Background: Magnesium is an essential cation in the human body involved in many processes in the human body. Hypomagnesium has been linked to many poor health outcomes.
Aims: To study the clinical and biochemical characteristics and health outcomes of patients admitted and found to have hypomagnesaemia in an Australian hospital with a high proportion of Indigenous Australians.

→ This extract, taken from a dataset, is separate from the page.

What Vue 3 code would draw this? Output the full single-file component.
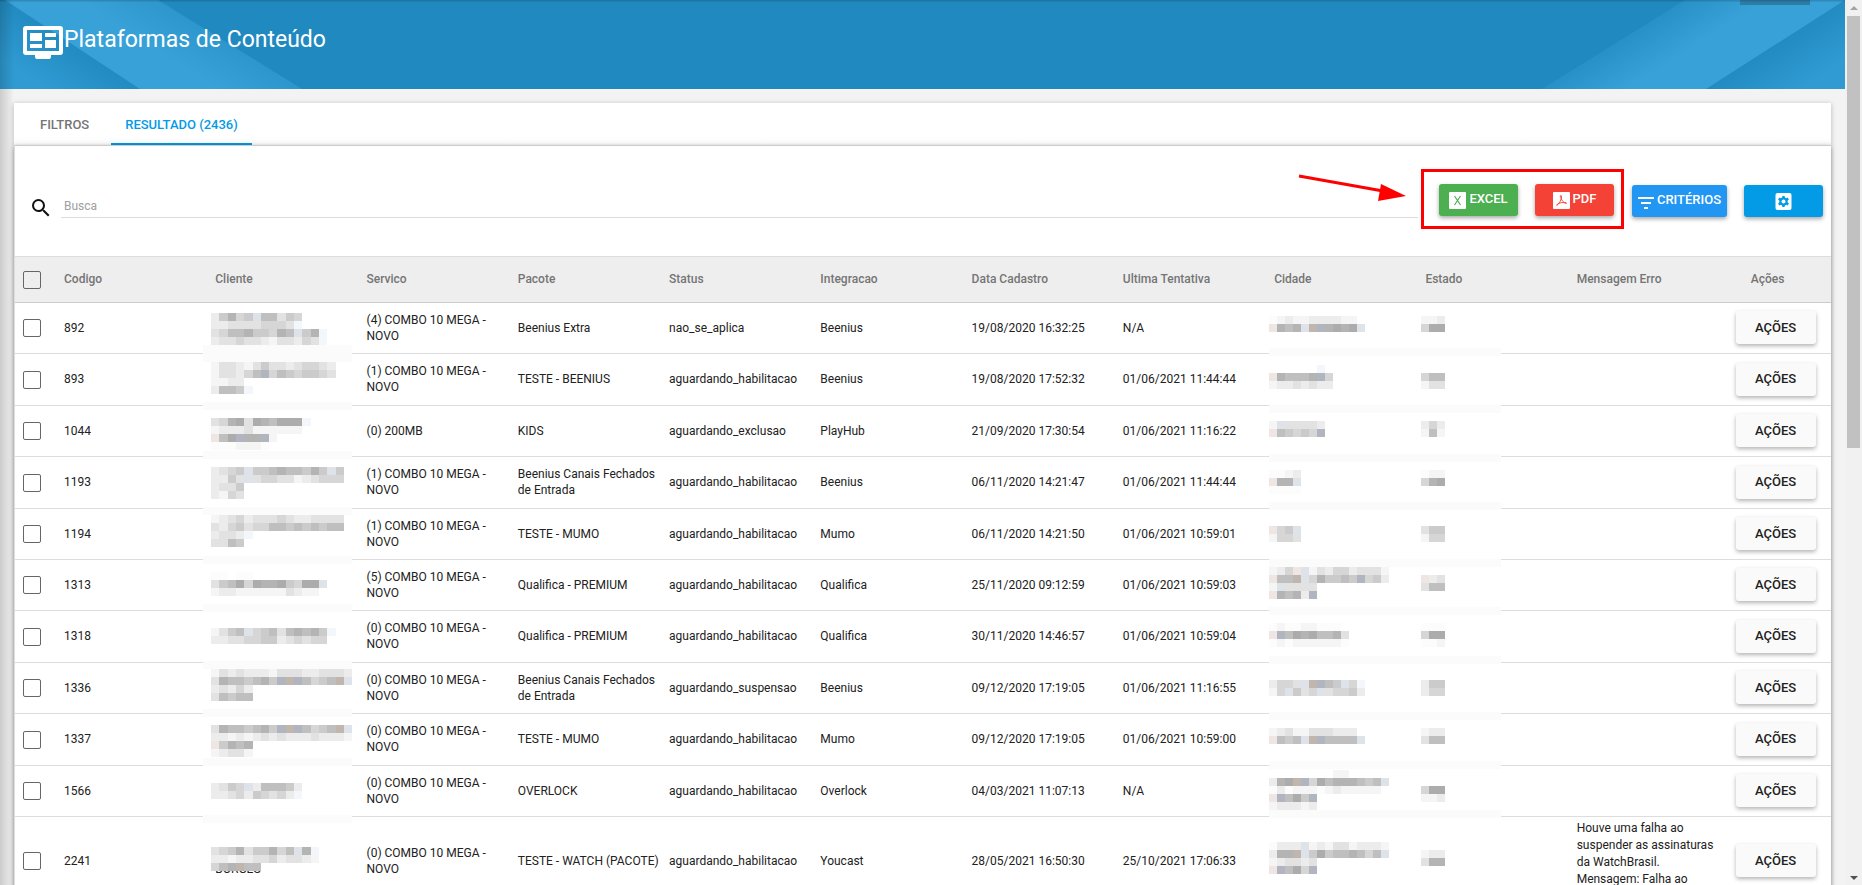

Methods: A retrospective cohort study was conducted of all patients with hypomagnesaemia hospitalised between 1 August 2008 and 31 December 2014 at Royal Darwin Hospital. All relevant demographic, clinical and biochemical data were collected from patients' medical records. The hospital database was reviewed in January 2018 for mortality of all included patients. Results: A total of 876 patients had been admitted with a confirmed diagnosis of hypomagnesaemia during the study period, with mean follow-up period of 4.0 ± 2.7 years. The mean age at admission was 52.4 ± 19.1 years, 52.2% were females and 56.5% were Indigenous Australians. Chronic kidney disease (99.7%), excessive alcohol consumption (45.7%), hypertension (43.9%) and respiratory diseases (15.0%) were the most common conditions in these patients. Hypomagnesaemia was associated with prolonged length of hospital stay. Most patients did not receive treatment for hypomagnesaemia during admission. During the follow-up period, 38.6% of patients died, and the most common causes of death were malignancies (29.9%).
Conclusion: Hypomagnesaemia was a common and undertreated condition in hospitalised patients and was associated with poor health outcomes. Therefore, hospitals should develop guidelines for replacing and monitoring magnesium levels during hospitalisation, achieving better outcomes.